A person with psoriasis can find that their condition varies. Psoriasis tends to flare up in response to certain triggers.
One factor that may trigger a first episode, a flare, or an aggravation of symptoms is excessive alcohol consumption.
A study published in Alcohol Research: Current Reviews notes that alcohol can have a “detrimental effect” on psoriasis, especially among males.
Research has not confirmed a link between alcohol and psoriasis. Evidence suggests, however, that people who consume alcohol have a greater chance of having psoriasis than the general population.
A study of 82,869 women over a period of 14 years showed that women who consume more than 2 to 3 alcoholic beverages in a week are more likely to experience the onset of psoriasis.
Consuming “non-light beer” also appeared to aggravate the risk in females.
Men who consume more than 100 grams per day of alcohol were more likely to have a new case of psoriasis or to experience a worsening of the symptoms.
Studies have noted that when psoriasis emerges in people who drink large amounts of alcohol, it tends to affect the backs of the hands and the fingers. This is similar to the symptoms experienced by people with HIV.
For this reason, experts believe there may be a link between alcohol, immune dysfunction, and psoriasis.

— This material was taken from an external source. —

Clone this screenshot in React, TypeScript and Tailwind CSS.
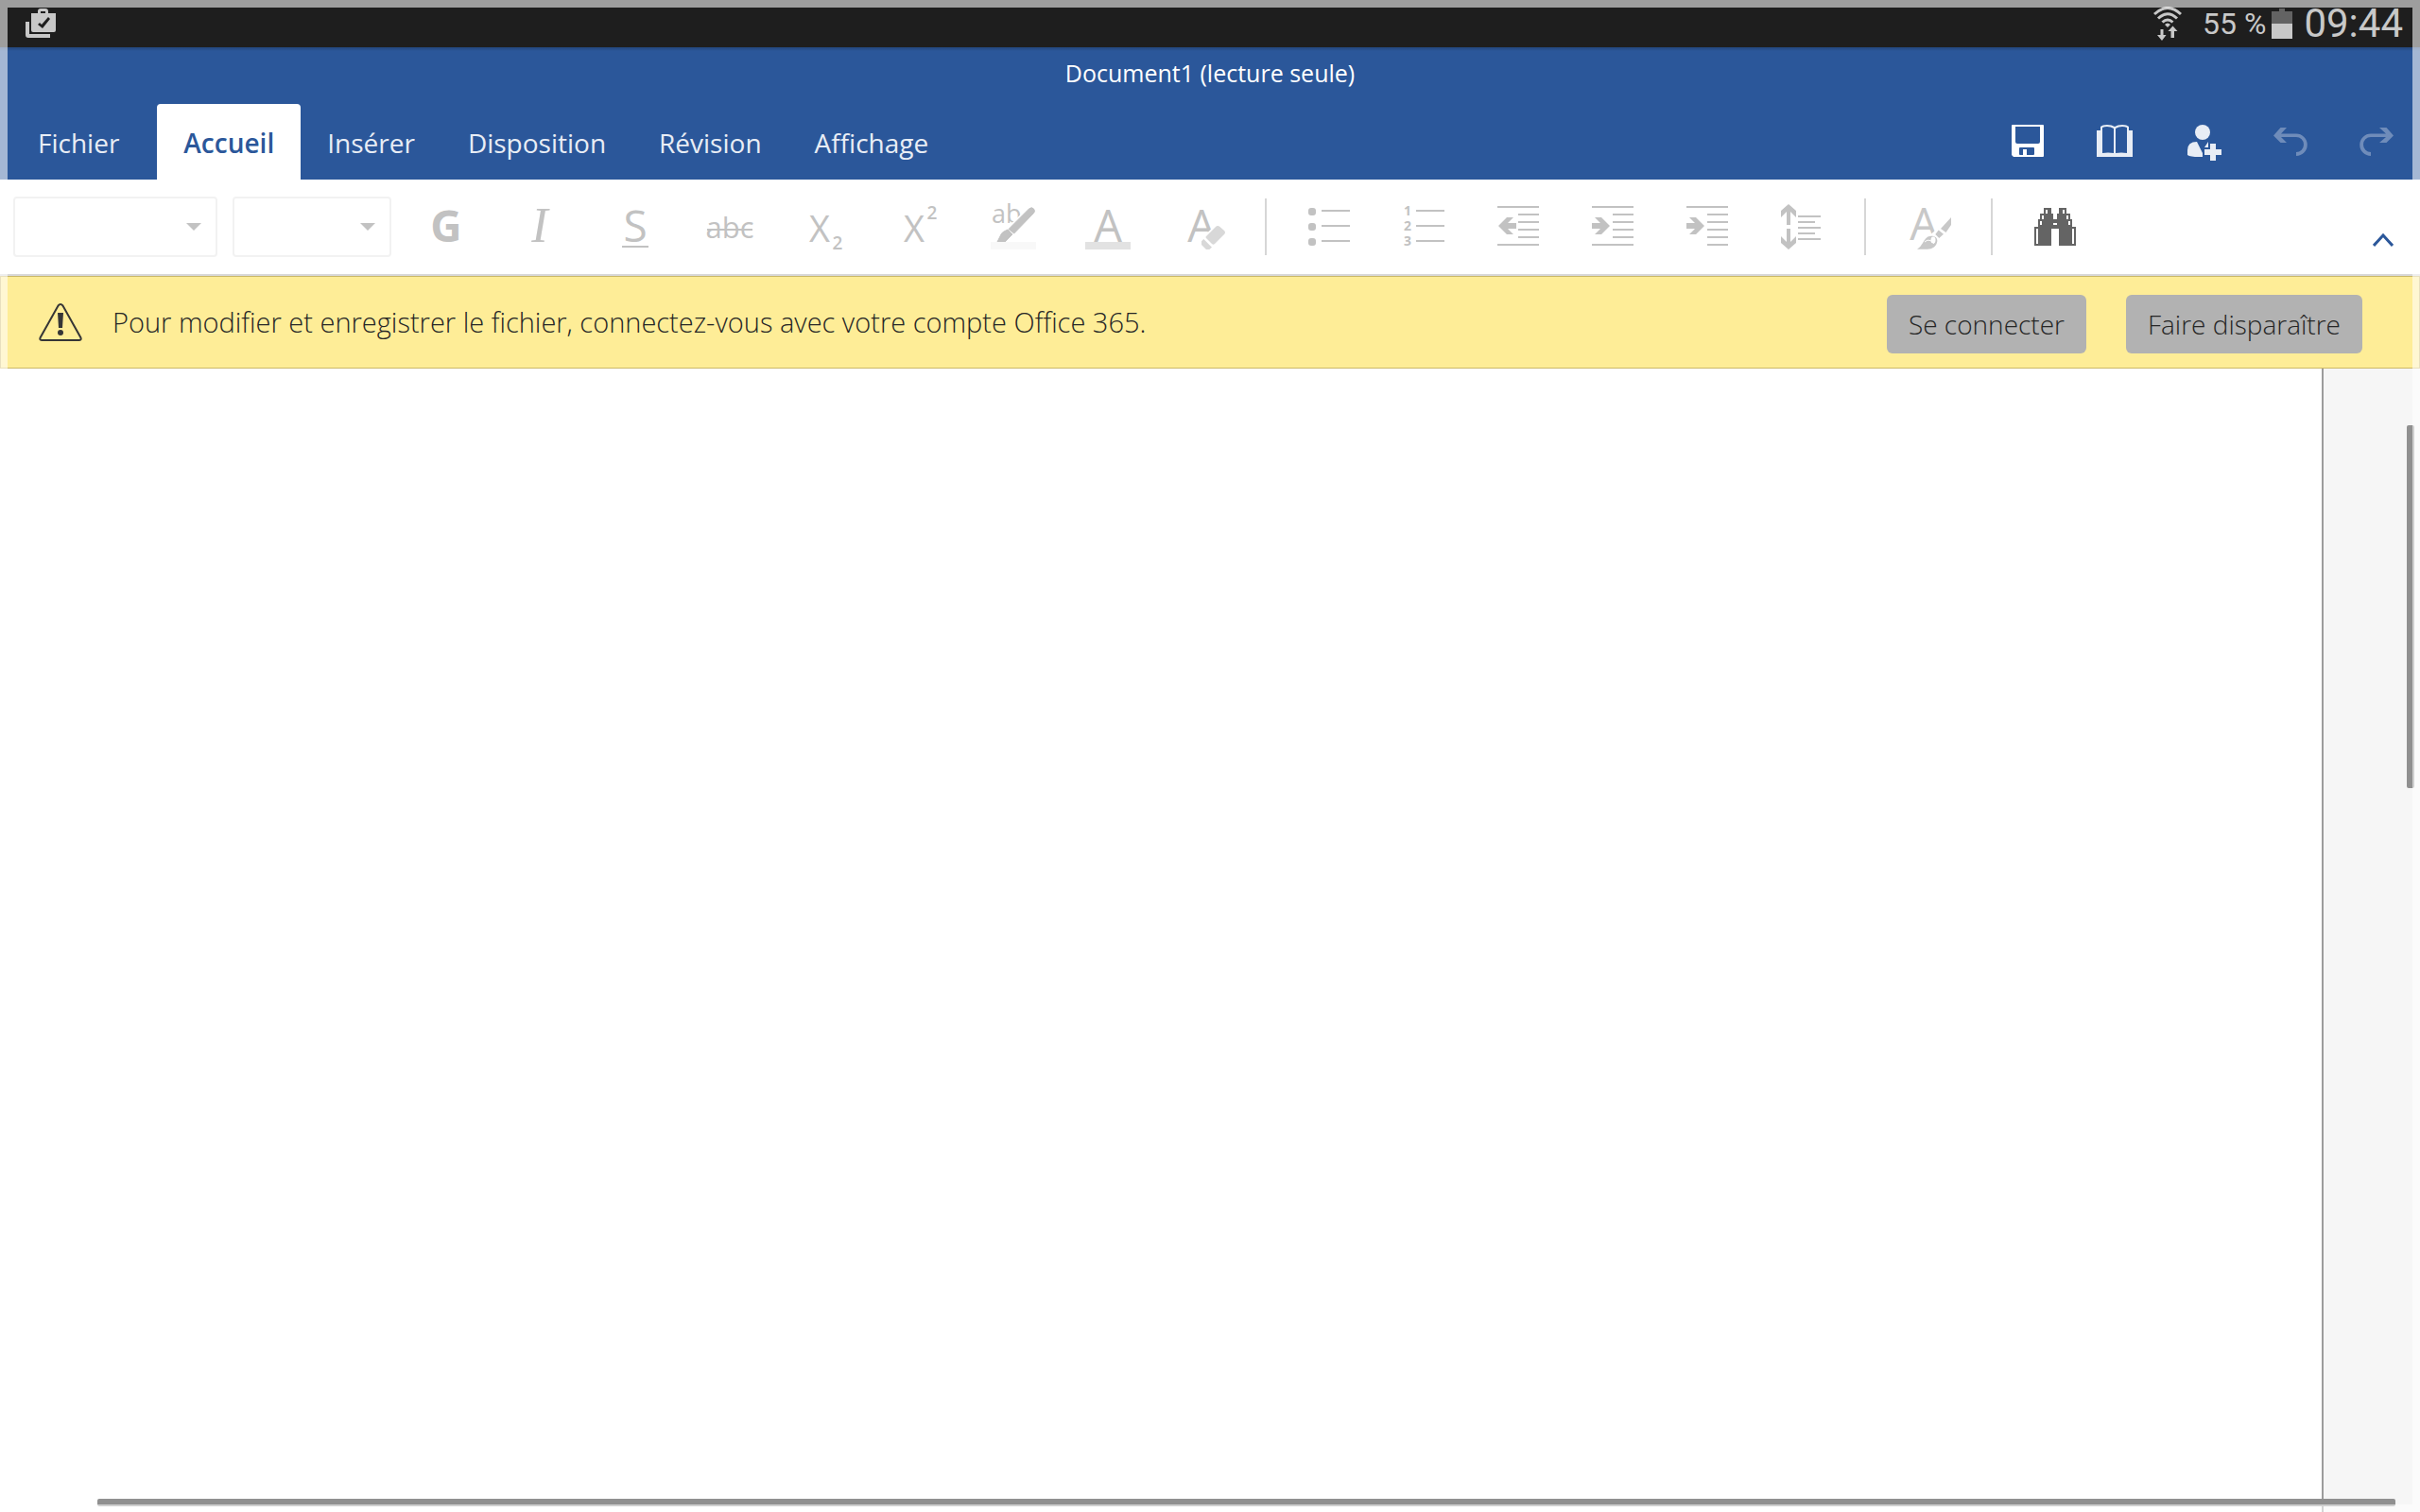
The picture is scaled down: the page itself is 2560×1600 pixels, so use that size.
import type { ReactNode } from 'react';

type IconButtonProps = {
  label: string;
  disabled?: boolean;
  className?: string;
  children: ReactNode;
};

const tabs = ['Insérer', 'Disposition', 'Révision', 'Affichage'];

function Icon({ children }: { children: ReactNode }) {
  return (
    <svg viewBox="0 0 48 48" className="size-12 shrink-0 overflow-visible" fill="currentColor" aria-hidden="true">
      {children}
    </svg>
  );
}

function ToolButton({ label, disabled = true, className = 'text-[#c2c2c2]', children }: IconButtonProps) {
  return (
    <button
      type="button"
      aria-label={label}
      disabled={disabled}
      className={`flex h-full w-[100px] shrink-0 items-center justify-center ${className}`}
    >
      <Icon>{children}</Icon>
    </button>
  );
}

function HeaderButton({ label, disabled = false, className = 'text-[#e8edf5]', children }: IconButtonProps) {
  return (
    <button
      type="button"
      aria-label={label}
      disabled={disabled}
      className={`flex h-full w-[92px] shrink-0 items-center justify-center ${className}`}
    >
      <Icon>{children}</Icon>
    </button>
  );
}

function Divider() {
  return <div className="mx-4 h-[60px] w-0.5 shrink-0 bg-[#d6d6d6]" />;
}

function Dropdown({ label, className }: { label: string; className: string }) {
  return (
    <div className={`relative h-16 shrink-0 ${className}`}>
      <select
        aria-label={label}
        disabled
        className="h-full w-full appearance-none rounded border-2 border-[#f2f2f2] bg-white opacity-100"
      />
      <svg viewBox="0 0 16 8" className="pointer-events-none absolute top-7 right-[17px] h-2 w-4 fill-[#c2c2c2]" aria-hidden="true">
        <path d="M0 0h16L8 8z" />
      </svg>
    </div>
  );
}

function StatusBar() {
  return (
    <div className="flex h-[50px] items-center justify-between bg-[#1e1e1e] pr-[18px] pl-[27px] font-[Roboto,sans-serif] text-[#c8c8c8]">
      <svg viewBox="0 0 32 32" className="size-8" fill="currentColor" aria-hidden="true">
        <path d="M0 14h4v13h22v4H3q-3 0-3-3z" />
        <path
          fillRule="evenodd"
          d="M13 5V3q0-3 3-3h5q3 0 3 3v2h8v18q0 2-2 2H8q-2 0-2-2V5zm3 0h5V3h-5zM15 15l-2 2 5 4 8-10-2-2-7 8z"
        />
      </svg>
      <div className="flex items-center">
        <svg viewBox="0 0 30 36" className="mr-[22px] h-9 w-[30px]" fill="none" stroke="currentColor" strokeWidth="3" aria-hidden="true">
          <path d="M1 8Q15-5 29 8M5 12.500Q15 3 25 12.500M9.500 16.500Q15 11.500 20.500 16.500" />
          <path d="M15 22l-3-3q3-3 6 0z" fill="currentColor" stroke="none" />
          <path d="M7.500 24h3v6h3L9 36l-5-6h3.500zM18.500 33v-7h-3l5-5.500 5 5.500h-3.500v7z" fill="currentColor" stroke="none" />
        </svg>
        <span className="text-[32px] leading-[48px]">55 %</span>
        <svg viewBox="0 0 22 32" className="mr-3 ml-1.5 h-8 w-[22px]" aria-hidden="true">
          <path d="M8 0h6v3h8v13H0V3h8z" fill="#636363" />
          <path d="M0 16h22v16H0z" fill="currentColor" />
        </svg>
        <span className="text-[42px] leading-[48px]">09:44</span>
      </div>
    </div>
  );
}

function Header() {
  return (
    <header className="bg-[#2b579a] text-[#e8edf5]">
      <div className="h-1 bg-linear-to-b from-black/20 to-transparent" />
      <h1 className="h-14 text-center text-[25px] leading-[46px] text-white">Document1 (lecture seule)</h1>
      <div className="flex h-20 items-stretch justify-between">
        <nav className="flex text-[28px] leading-[82px]">
          <a href="#fichier" className="px-10">
            Fichier
          </a>
          <a href="#accueil" aria-current="page" className="rounded-t bg-white px-7 font-semibold text-[#2b579a]">
            Accueil
          </a>
          {tabs.map((tab) => (
            <a key={tab} href={`#${tab.toLowerCase()}`} className="px-7">
              {tab}
            </a>
          ))}
        </nav>
        <div className="flex">
          <HeaderButton label="Enregistrer" className="text-white">
            <path
              fillRule="evenodd"
              d="M7 6h32q1 0 1 1v32q0 1-1 1H8l-2-2V7q0-1 1-1zM10 8v16q0 2 2 2h22q2 0 2-2V8zM15 30q-1 0-1 1v6q0 1 1 1h3v-6h4v6h7q1 0 1-1v-6q0-1-1-1z"
            />
          </HeaderButton>
          <HeaderButton label="Lecture">
            <path
              fillRule="evenodd"
              d="M4 12h4V8q2-2 7-2 5 0 8 2 3-2 8-2 5 0 7 2v4h4v28H4zM10 9v27q6-1 12 0V10q-3-2-7-2-3 0-5 1zM24 10v26q6-1 12 0V9q-2-1-5-1-4 0-7 2z"
            />
          </HeaderButton>
          <HeaderButton label="Partager">
            <circle cx="24" cy="14" r="8" />
            <path d="M8 38v-5q0-9 10-9l6 12v4h-4q-9 0-12-2zM30 24v6h-4zM32 26h6v6h6v6h-6v6h-6v-6h-6v-6h6z" />
          </HeaderButton>
          <HeaderButton label="Annuler" disabled className="text-[#6f8cba]">
            <path d="M7 17.500L14.500 9H21l-6 6.500h16A11.700 11.700 0 0 1 31 39v-4A8 8 0 0 0 31 19H15l6 6h-6.500z" />
          </HeaderButton>
          <HeaderButton label="Rétablir" disabled className="text-[#6f8cba]">
            <path d="M42 17.500L34.500 9H27l7 6.500H18A11.700 11.700 0 0 0 18 39v-4A8 8 0 0 1 18 19h16l-7 6h7.500z" />
          </HeaderButton>
        </div>
      </div>
    </header>
  );
}

function Toolbar() {
  return (
    <div className="flex h-[102px] items-center border-b-2 border-[#d8d8d8] bg-white pl-3.5" role="toolbar">
      <Dropdown label="Police" className="w-[216px]" />
      <Dropdown label="Taille" className="mr-2 ml-4 w-[168px]" />

      <ToolButton label="Gras">
        <text x="24" y="40" textAnchor="middle" fontSize="46" fontWeight="700">G</text>
      </ToolButton>
      <ToolButton label="Italique">
        <text x="23" y="40" textAnchor="middle" fontSize="52" fontStyle="italic" fontFamily="Liberation Serif, serif">I</text>
      </ToolButton>
      <ToolButton label="Souligné">
        <text x="24" y="40" textAnchor="middle" fontSize="46">S</text>
        <path d="M10 44h28v2H10z" />
      </ToolButton>
      <ToolButton label="Barré">
        <text x="24" y="36" textAnchor="middle" fontSize="31">abc</text>
        <path d="M0 26h48v2H0z" />
      </ToolButton>
      <ToolButton label="Indice">
        <text x="19" y="40" textAnchor="middle" fontSize="38">X</text>
        <text x="38" y="48" textAnchor="middle" fontSize="19" fontWeight="600">2</text>
      </ToolButton>
      <ToolButton label="Exposant">
        <text x="19" y="40" textAnchor="middle" fontSize="38">X</text>
        <text x="38" y="16" textAnchor="middle" fontSize="19" fontWeight="600">2</text>
      </ToolButton>
      <ToolButton label="Surlignage">
        <text x="1" y="20" fontSize="27">ab</text>
        <path d="M16 26L42 1l9 6-26 28z" fill="#fff" />
        <path d="M19 26.500L40.500 5q3-2.500 5 0t0 4.500L24.700 31zM7 40l4-8q1-2 3-3l4-2 5 5-8 8z" stroke="currentColor" strokeWidth="1" />
        <path d="M0 40h48v8H0z" fill="#f8f8f8" />
      </ToolButton>
      <ToolButton label="Couleur de police">
        <text x="24" y="40" textAnchor="middle" fontSize="47">A</text>
        <path d="M0 40h48v8H0z" fill="#e2e2e2" />
      </ToolButton>
      <ToolButton label="Effacer la mise en forme">
        <text x="23" y="40" textAnchor="middle" fontSize="47">A</text>
        <path d="M22 37l17-16h4l7 7v4L35 50h-7l-6-7z" fill="#fff" />
        <path
          d="M28 34l10-10q2-2 4.500 0L47 28q2 2 0 4L37 42q-1.500 1.500-3 0l-6-6q-1-1 0-2zM25.300 37L34 45.700 31.300 48H28l-5-5v-3.700z"
          fill="#d8d8d8"
        />
      </ToolButton>

      <Divider />

      <ToolButton label="Puces">
        <rect x="2" y="4" width="8" height="8" rx="3" />
        <rect x="2" y="20" width="8" height="8" rx="3" />
        <rect x="2" y="36" width="8" height="8" rx="3" />
        <path d="M16 6h30v2H16zM16 22h30v2H16zM16 38h30v2H16z" />
      </ToolButton>
      <ToolButton label="Numérotation">
        <g fontSize="14" fontWeight="700">
          <text x="3" y="12">1</text>
          <text x="3" y="28">2</text>
          <text x="3" y="44">3</text>
        </g>
        <path d="M16 6h30v2H16zM16 22h30v2H16zM16 38h30v2H16z" />
      </ToolButton>
      <ToolButton label="Diminuer le retrait">
        <path d="M2 2h44v2H2zM24 10h22v2H24zM24 18h22v2H24zM24 26h22v2H24zM24 34h22v2H24zM2 42h44v2H2z" />
        <path d="M3 23l9-9h7l-6 6h9v6h-9l6 6h-7z" />
      </ToolButton>
      <ToolButton label="Augmenter le retrait">
        <path d="M2 2h44v2H2zM24 10h22v2H24zM24 18h22v2H24zM24 26h22v2H24zM24 34h22v2H24zM2 42h44v2H2z" />
        <path d="M21 23l-9-9H5l6 6H2v6h9l-6 6h7z" />
      </ToolButton>
      <ToolButton label="Retrait de première ligne">
        <path d="M2 2h44v2H2zM24 10h22v2H24zM24 18h22v2H24zM24 26h22v2H24zM24 34h22v2H24zM24 42h22v2H24z" />
        <path d="M21 23l-9-9H5l6 6H2v6h9l-6 6h7z" />
      </ToolButton>
      <ToolButton label="Interligne">
        <path d="M10 0l8 7v7l-6-6v14H8V8l-6 6V7zM10 48l8-7v-7l-6 6V26H8v14l-6-6v7z" />
        <path d="M20 12h24v2H20zM20 18h18v2H20zM20 24h24v2H20zM20 30h18v2H20zM20 36h24v2H20z" />
      </ToolButton>

      <Divider />

      <ToolButton label="Styles" className="text-[#c8c8c8]">
        <text x="19" y="38" textAnchor="middle" fontSize="47">A</text>
        <path d="M24 34l26-22v36H14z" fill="#fff" />
        <path d="M48 14v8l-5.500 8-5.500-4zM34.700 27.500L40 31.700 35.300 36l-4-4z" />
        <path d="M12 47.700c7-4 7-14 15-14 6 0 7 4 6 7-1 4-5 7-10 7z" />
        <ellipse cx="29" cy="38" rx="2.500" ry="3.500" fill="#fff" />
        <path d="M20 40q3-3 6-1.500 3 1.500 4 3.500" fill="none" stroke="#fff" strokeWidth="1" />
      </ToolButton>

      <Divider />

      <ToolButton label="Rechercher" disabled={false} className="text-[#646464]">
        <path d="M12 4h8v6h2v6h4v-6h2V4h8v6h4v6h2v8h4v20H28V26h-8v18H2V24h4v-8h2v-6h4z" />
        <path
          d="M14 6h2v4h-2zM10 12h2v4h-2zM8 18h2v4H8zM4 26h2v16H4zM32 6h2v4h-2zM36 12h2v4h-2zM38 18h2v4h-2zM42 26h2v16h-2zM22 20h4v2h-4z"
          fill="#fff"
        />
      </ToolButton>

      <button type="button" aria-label="Réduire le ruban" className="mr-7 ml-auto pt-7 text-[#2b579a]">
        <svg viewBox="0 0 22 14" className="h-3.5 w-[22px]" fill="none" stroke="currentColor" strokeWidth="3" aria-hidden="true">
          <path d="M1 13L11 2l10 11" />
        </svg>
      </button>
    </div>
  );
}

function SignInBanner() {
  return (
    <div className="flex h-[98px] items-center border border-[#cbb868] bg-[#feed97] pr-[60px] pl-10 text-[28px] font-light text-[#262626]">
      <svg viewBox="0 0 46 40" className="mr-8 h-10 w-[46px] shrink-0 text-[#363636]" aria-hidden="true">
        <path d="M20.500 2.500q2.500-3 5 0l19 34q.8 2.500-2 2.500h-39q-2.800 0-2-2.500z" fill="none" stroke="currentColor" strokeWidth="2" />
        <path d="M20 10h6l-1 16h-4z" fill="currentColor" />
        <circle cx="23" cy="31" r="3" fill="currentColor" />
      </svg>
      <p className="flex-1 text-[29px]">Pour modifier et enregistrer le fichier, connectez-vous avec votre compte Office 365.</p>
      <div className="flex gap-[42px] pt-1">
        <button type="button" className="h-[62px] rounded-md bg-[#b2b2b2] px-[23px]">
          Se connecter
        </button>
        <button type="button" className="h-[62px] rounded-md bg-[#b2b2b2] px-[23px]">
          Faire disparaître
        </button>
      </div>
    </div>
  );
}

export default function App() {
  return (
    <div className="relative flex min-h-screen flex-col overflow-hidden bg-white font-['Open_Sans',sans-serif]">
      <StatusBar />
      <Header />
      <Toolbar />
      <SignInBanner />

      <main className="relative flex flex-1">
        <div className="flex-1 bg-white" />
        <div className="w-[104px] border-l-2 border-[#9c9c9c] bg-[#f6f6f6]" />
        <div className="absolute top-[60px] right-1.5 h-96 w-2 rounded-xs bg-[#909090]" />
        <div className="absolute right-[26px] bottom-1.5 left-[103px] h-2 rounded-xs bg-[#909090]" />
      </main>

      <div className="pointer-events-none absolute inset-0 border-8 border-white/57" />
    </div>
  );
}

How does alcohol trigger psoriasis?

A number of factors may cause alcohol to aggravate psoriasis.
Inflammatory and immune reactions
Alcohol may worsen the symptoms of psoriasis as it affects a number of body systems.
One theory is that alcohol might trigger the immune problems that lead to immunosuppression, making the body less able to react effectively to an attack by pathogens or other problems.
People who consume a lot of alcohol are also more likely to develop skin infections resulting from streptococcal infections and wounds. This may affect other aspects of skin health.
Another is that when a person consumes alcohol, this increases the production of inflammatory cytokines and cell cycle activators. This could then cause the skin cells to regenerate excessively.

Following a treatment plan

People who consume excessive amounts of alcohol may also be less likely to follow their treatment plan, and this, too, can lead to a more severe progression of the disease.
Alcohol consumption may also decrease the body’s ability to process medications effectively.
In women of child-bearing age, the medications used for psoriasis may have hazardous side effects when consumed with alcohol.

Effects on nutrition

Alcohol consumption also leads to dehydration and vitamin deficiency. This includes vitamins B, E, and A.
Good hydration and a sufficient supply of vitamins are needed for healthy skin, regardless of whether a person has psoriasis or not. For someone with psoriasis, a lack of hydration and essential vitamins further reduces the chance of healthy skin.
Impact on the liver.
Finally, apart from potentially reducing the body’s immune function, regular alcohol consumption can have a negative effect on other organs, such as the liver. This, too, can impact the immune system, weakening its ability to cope with further problems.

Are any alcoholic drinks safe?

There is no evidence that any type of alcohol is better for people with psoriasis.
Alcohol consumption affects individuals differently. Factors such as body mass, weight, gender, eating habits, and drinking habits will influence how alcohol affects the body.
Some people with psoriasis experience an “outbreak” after drinking, while for others, there is no change.